The lines starting with a '|' are machine code that is to be emitted to the compiler. Of note is that in the expression model a node takes any number of input nodes (typically zero, one or two) and yields an output node (typically a value into a register). Hence the destination and source nodes are different. However, in x64 (and indeed all modes of x86) only two operands per instruction are supported, one of which typically acts as destination operand (as well as a source operand). Hence the xor operation here described overwrites the first operand. In case the first operand wil be used later, this is of course unacceptable. Hence the mov on the 9th line. However, in case the first operand isn't used later, reusing the register can serve as a minor but significant optimization. The register allocator tries to ensure that this is the case for all relevant tiles, and tile writers should try to take advantage of this if possible. Note that architectures which use more standard (and sane) three-operand instructions do not have to take this into account. Note also that the size of the operands is a parameter; usually you should use the biggest of the child operand sizes as definitive. Please, please, please check and fail on sizes you do not expect to handle, because bugs in emitted code are much more difficult to debug than bugs in the code generator.

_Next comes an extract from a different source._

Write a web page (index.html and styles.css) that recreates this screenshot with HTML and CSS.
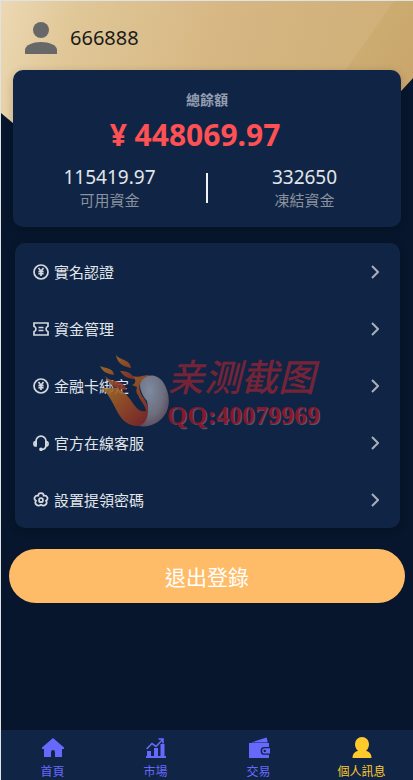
FILE: index.html
```html
<!DOCTYPE html>
<html lang="zh-Hant">
<head>
<meta charset="utf-8">
<meta name="viewport" content="width=device-width, initial-scale=1">
<title>個人訊息</title>
<link rel="stylesheet" href="styles.css">
</head>
<body>
<svg class="defs" aria-hidden="true">
  <symbol id="yen" viewBox="0 0 16 16"><circle cx="8" cy="8" r="7"/><path d="M5.5 4 8 7.2 10.5 4M8 7.2V12M5.4 7.5h5.2M5.4 9.7h5.2"/></symbol>
  <symbol id="ticket" viewBox="0 0 16 16"><path d="M1 2h14v3.2c-2.6 1.2-2.6 4.4 0 5.6V14H1v-3.2c2.6-1.2 2.6-4.4 0-5.6zM5.5 6.5h5M5.5 9.5h5"/></symbol>
  <symbol id="headset" viewBox="0 0 16 16"><path d="M3 10V6.2a5 5 0 0 1 10 0V10c0 3-1.500 4.500-4.500 4.500"/><path d="M3 6.500C.2 6.500.2 11 3 11zM13 6.500c2.800 0 2.800 4.500 0 4.500z"/><circle cx="8" cy="14.300" r="1"/></symbol>
  <symbol id="flower" viewBox="0 0 16 16"><path d="M5.300 3.700C5.300.2 10.700.2 10.700 3.700c3.500-.8 5.300 3.400 2.300 5.100 2.100 3-1.700 6.200-5 4-3.300 2.200-7.100-1-5-4C0 7.100 1.800 2.900 5.300 3.700z"/><circle cx="8" cy="8.200" r="2"/></symbol>
  <symbol id="chevron" viewBox="0 0 8 14"><path d="M1 1l6 6-6 6"/></symbol>
</svg>
<main class="page">
  <div class="backdrop"></div>
  <header class="profile">
    <svg class="avatar" viewBox="0 0 32 32" aria-hidden="true"><circle cx="16" cy="8" r="8"/><path d="M0 32v-4c0-5 8-8 16-8s16 3 16 8v4z"/></svg>
    <span>666888</span>
  </header>
  <section class="balance">
    <h1 class="balance-title">總餘額</h1>
    <p class="total">¥ 448069.97</p>
    <div class="funds">
      <div><p class="value">115419.97</p><p class="caption">可用資金</p></div>
      <span class="divider"></span>
      <div><p class="value">332650</p><p class="caption">凍結資金</p></div>
    </div>
  </section>
  <nav class="menu">
    <a href="#"><svg class="icon"><use href="#yen"/></svg><span>實名認證</span><svg class="chevron"><use href="#chevron"/></svg></a>
    <a href="#"><svg class="icon"><use href="#ticket"/></svg><span>資金管理</span><svg class="chevron"><use href="#chevron"/></svg></a>
    <a href="#"><svg class="icon"><use href="#yen"/></svg><span>金融卡綁定</span><svg class="chevron"><use href="#chevron"/></svg></a>
    <a href="#"><svg class="icon"><use href="#headset"/></svg><span>官方在線客服</span><svg class="chevron"><use href="#chevron"/></svg></a>
    <a href="#"><svg class="icon"><use href="#flower"/></svg><span>設置提領密碼</span><svg class="chevron"><use href="#chevron"/></svg></a>
    <div class="watermark">
      <svg class="flame" viewBox="0 0 70 72" aria-hidden="true">
        <defs>
          <linearGradient id="fire" x1="0" y1="0" x2="1" y2="1"><stop offset="0" stop-color="#a9822b"/><stop offset=".45" stop-color="#9b5224"/><stop offset="1" stop-color="#7c202b"/></linearGradient>
          <radialGradient id="pearl" cx=".35" cy=".3" r=".8"><stop offset="0" stop-color="#8b96aa"/><stop offset=".6" stop-color="#767785"/><stop offset="1" stop-color="#624653"/></radialGradient>
        </defs>
        <path fill="url(#pearl)" d="M41 24C50 18 58 20 63 27c6 9 8 21 3 31C61 67 50 73 39 71c8-8 10-16 8-25-5-6-9-14-6-22z"/>
        <path fill="url(#fire)" d="M0 32c8 3 13-1 19 2 8 4 12 12 16 17 3 4 6 6 11 5-1-7-6-10-8-16-2-2-2-5-1-8l-5-2c5-2 4-6 0-9 7 2 11-1 18-1-11 4-13 12-8 21 4 5 6 9 6 15 0 8-4 14-10 15-10 0-16-6-20-13C13 49 9 38 0 32z"/>
        <path fill="url(#fire)" d="M16 0c5 6 14 4 15 13-6-1-14-4-15-13zM0 11c6 3 13 1 14 9-5-1-11-2-14-9zM20 16c8 0 11 2 15 8-6 0-11-2-15-8zM5 21c8 8 18 2 22 14-8 0-17-3-22-14z"/>
      </svg>
      <p class="mark-text"><span class="mark-name">亲测截图</span><span class="mark-qq">QQ:40079969</span></p>
    </div>
  </nav>
  <button class="logout" type="button">退出登錄</button>
</main>
<nav class="tabs">
  <a href="#"><svg viewBox="0 0 22 22"><path d="M11 1 0 10.500V12h2v8h7v-5q0-2 2-2t2 2v5h7v-8h2v-1.500z"/></svg>首頁</a>
  <a href="#"><svg viewBox="0 0 22 22"><path d="M2 19v-5h4v5zM9 19V11h4v8zM15.500 19V7h4v12zM1 19h20v2H1z"/><path d="m1.600 12 5.400-5.500L11 9.500l6.500-6.800M13.500 2H18v4.500" fill="none" stroke="currentColor" stroke-width="1.600"/></svg>市場</a>
  <a href="#"><svg viewBox="0 0 22 22"><path d="m3 5.500 15.500-5 1 3V5.500z"/><path fill-rule="evenodd" d="M1 6h20v4h-4.500a3.900 3.900 0 0 0 0 7.800H21V21H1z"/><path fill-rule="evenodd" d="M16.800 11.200H22v5.400h-5.200a2.700 2.700 0 0 1 0-5.400zm0 1.500a1.200 1.200 0 1 0 0 2.400 1.200 1.200 0 0 0 0-2.400z"/></svg>交易</a>
  <a class="active" href="#"><svg viewBox="0 0 22 22"><path d="M11 0a7 7 0 0 1 7 7c0 3-1 5-3 6.800 3.500 1 5.500 3.200 5.500 7.200h-19c0-4 2-6.200 5.500-7.200C5 12 4 10 4 7a7 7 0 0 1 7-7z"/></svg>個人訊息</a>
</nav>
</body>
</html>
```

FILE: styles.css
```css
* { box-sizing: border-box; }
body {
  margin: 0;
  min-height: 100vh;
  display: flex;
  flex-direction: column;
  border-top: 1px solid #dfe3e6;
  border-left: 1px solid #dfe3e6;
  background: #07162c;
  color: #e2e5ea;
  font-family: "Noto Sans", "Noto Sans CJK TC", sans-serif;
}
p, h1 { margin: 0; }
a { color: inherit; text-decoration: none; }
.defs { position: absolute; width: 0; height: 0; }
.page { flex: 1; position: relative; }
.backdrop {
  position: absolute;
  z-index: -1;
  top: 0;
  left: 0;
  right: 0;
  height: 150px;
  background:
    linear-gradient(125deg, transparent 76%, #c6a86880 76%, #c3945c80),
    linear-gradient(105deg, #ecd8b3, #e0c797 17%, #d5b581 55%, #cfae76);
  clip-path: polygon(0 0, 100% 0, 100% 77px, calc(100% - 60px) 142px, 44px 149px, 0 112px);
}
.profile {
  display: flex;
  align-items: center;
  gap: 13px;
  height: 69px;
  padding: 4px 24px 0;
  color: #1b1b1b;
  font-size: 20px;
}
.avatar { width: 32px; height: 32px; fill: #686868; }
.balance {
  margin: 0 12px;
  padding: 20px 0 16px;
  border-radius: 10px;
  background: #102545;
  box-shadow: 0 2px 8px #00000030;
  text-align: center;
}
.balance-title { color: #949eb0; font-size: 14px; line-height: 20px; }
.total {
  padding-right: 24px;
  color: #ff5053;
  font-size: 30px;
  font-weight: 700;
  line-height: 50px;
}
.funds {
  display: grid;
  grid-template-columns: 1fr 2px 1fr;
  align-items: center;
  padding-top: 4px;
}
.value { font-size: 19px; line-height: 26px; }
.caption { color: #8b929e; font-size: 15px; line-height: 21px; }
.divider { height: 30px; background: #f2f2f2; }
.menu {
  position: relative;
  margin: 16px 13px 0 14px;
  border-radius: 10px;
  background: #102545;
  box-shadow: 0 2px 8px #00000030;
}
.menu a {
  display: flex;
  align-items: center;
  gap: 5px;
  height: 57px;
  padding: 0 21px 0 18px;
  font-size: 15px;
}
.menu a span { flex: 1; }
.icon, .chevron { fill: none; stroke: #d5d9df; stroke-width: 1.700; }
.icon { width: 16px; height: 16px; }
.chevron { width: 8px; height: 14px; stroke: #a9afb8; stroke-width: 2; }
.watermark {
  position: absolute;
  top: 112px;
  left: 85px;
  display: flex;
  pointer-events: none;
}
.flame { width: 70px; height: 72px; opacity: 0.9; }
.mark-text { display: flex; flex-direction: column; margin-left: -3px; }
.mark-name {
  height: 45px;
  color: #752438;
  font-family: "Noto Sans CJK SC", sans-serif;
  font-size: 37px;
  font-style: italic;
  font-weight: 500;
  line-height: 40px;
}
.mark-qq {
  color: #86182d;
  font-family: "Liberation Serif", serif;
  font-size: 26px;
  font-weight: 700;
  line-height: 32px;
  text-shadow: 1px 1px #515569;
}
.logout {
  display: block;
  width: calc(100% - 16px);
  height: 54px;
  margin: 21px 8px;
  border: 0;
  border-radius: 27px;
  background: #ffbc68;
  color: #fff;
  font: inherit;
  font-size: 21px;
}
.tabs {
  display: grid;
  grid-template-columns: repeat(4, 1fr);
  height: 50px;
  background: #102545;
  color: #6868ff;
  font-size: 12px;
  line-height: 20px;
}
.tabs a { display: flex; flex-direction: column; align-items: center; gap: 3px; padding-top: 7px; }
.tabs svg { width: 22px; height: 22px; fill: currentColor; flex: none; }
.tabs .active { color: #ffca2c; }
```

It is probably of interest what the exact argument list definition of a tile really is. A tile function receives the following arguments in order:

  • MVMThreadContext *tc - the current thread context passed to all MVM functions

  • MVMJitCompiler *compiler - the compiler object, which is aliased via macro magically to a DynASM handle object, which magically ensures that the dynasm statements work. Also the general manager of labels and registers etc.

  • MVMJitTile *tile - the tile object that holds the values and parameter arguments.

  • MVMJitExprTree *tree - the tree object that is being compiled. Contains pretty much all data relevant to the compilation that is not kept in the compiler structure; however in tiles it's mostly used to extract argument data, since other data is made available in more convenient ways.